When the sense of uncertainty disappears in life, that automatically brings about a sense of gratitude towards the teacher for the teaching. Guru Purnima is celebration of the teacher as a vehicle for the wisdom. Tradition says the teaching is like fire and the teacher is like a lamp. When a lamp is lit up, the fire is perpetuated. Body having its own limits, the teacher will disappear, the lamp will drop out but when the right teacher and the right student meet, the fire is handed over, the fire of Knowledge keeps on burning and the student, also like a vessel will carry on this Knowledge. On such rare occasions as Upanishads say, “Even the gods should celebrate in Heavens!” So there is deep gratitude as much on the part of the student to have found the teacher as on the part of the teacher to have found such a student, deep shared gratefulness.

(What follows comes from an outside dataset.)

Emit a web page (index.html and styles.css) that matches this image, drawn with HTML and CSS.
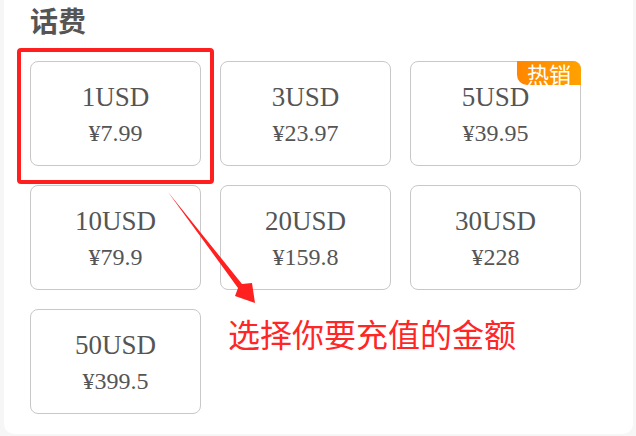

Guru Purnima is a day dedicated to teachers and the teaching tradition and one of its most beautiful and penetrating symbols is the worship at the feet of the guru. As Bhagavan Shankara says: “One who holds the lotus feet of the teacher, that person is liberated.” Many people not understanding the meaning of this ritual end up worshipping the guru. The lotus stands for knowledge, for the understanding of life and of Reality and when the student is ready for Knowledge, the god Vishnu who has succeeded in uprooting the student from ignorance of his own nature, hands him the lotus thus meaning: previously, this person was rooted in the relative world of money, relationship, body, etc., and is now rooted in Knowledge. Previously, each time a root, a role was unstable, the person was also unstable, and now the person is rooted in Knowledge. So touching the feet of the guru is touching the Knowledge in which he is rooted, and one can only truly touch the guru’s feet when one touches the root that is one’s own Self. How beautiful!

Guru Purnima day 2011 “French Style” was a simple and happy day of sharing and togetherness as Swamiji was passing on to us the light of the everlasting fire of Knowledge. May we all keep it burning in our everyday lives forever and with endless gratitude.